I wish I could help you out, but this math is beyond me for now. Good luck.
Haha, that's still usage of pi >_< And we don't have that sort of geometry of curves yet, either, so the spaghetti method definitely wouldn't work... especially because you can't measure pi with a ruler >_> <_<
Thanks for trying, though =)
Looking at the Wikipedia articles for the various methods, method of exhaustion looks the most suspicious to me, probably due to its similarity to "taking the limit" (without actually taking the limit, since you aren't allowed to do that). Are you allowed to simply circumscribe another prism around the cylinder?
Hmm . . . for that to work, you'd need there to be e > a(P) - a(C) > 0 for all e > 0. Can you prove that?
No, because it's false by definition--P is inscribed in C.

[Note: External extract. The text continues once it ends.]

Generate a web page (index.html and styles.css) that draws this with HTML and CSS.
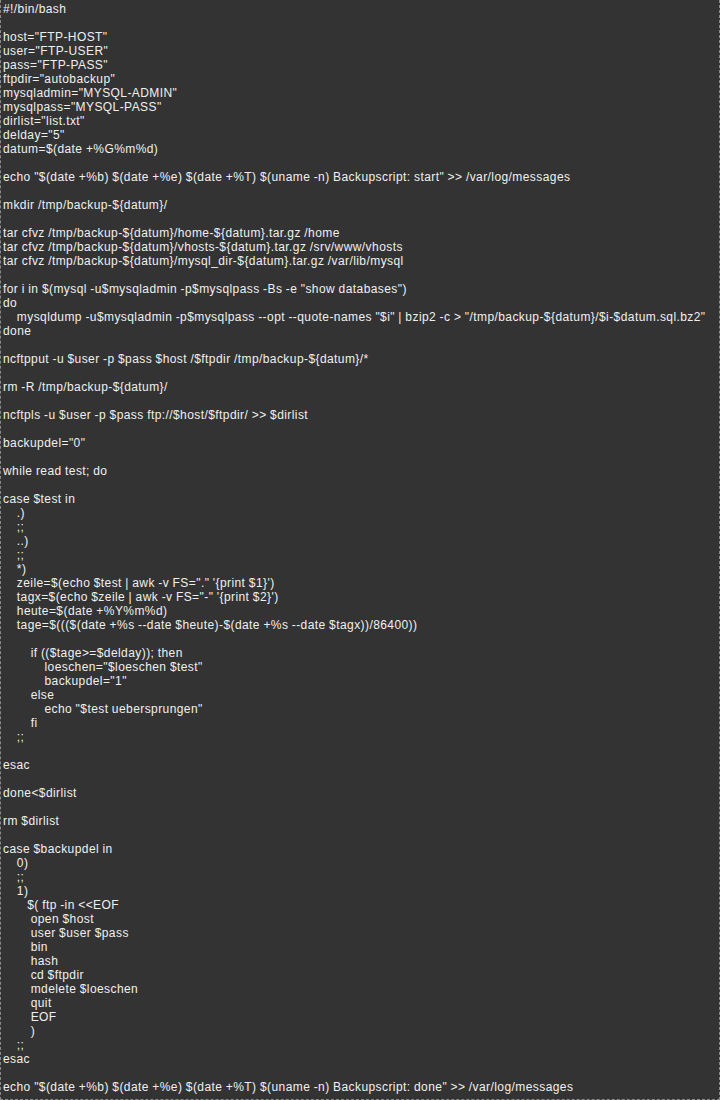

I've been thinking about circumscribing another prism around the cylinder, but my main problem with this is that the volume is just far too badly defined for me to figure out what I'm doing. As such, I no longer feel bad about being unable to solve this >_> It's the ancient Greeks' fault! They set up the problem poorly!
And yeah, method of exhaustion still definitely looks best. Pfaugh.
Why does it seem to me like the height-volume doesn't matter all that much? It could be infinite or infinitely small and it wouldn't change whether or not the prism has less area, and thus less volume, than the cylinder.
Yeah, this is true. The problem is getting from something we understand in 2 dimensions to something we don't yet understand in 3 dimensions.
I'm going to go back and reread the proof in 2-space.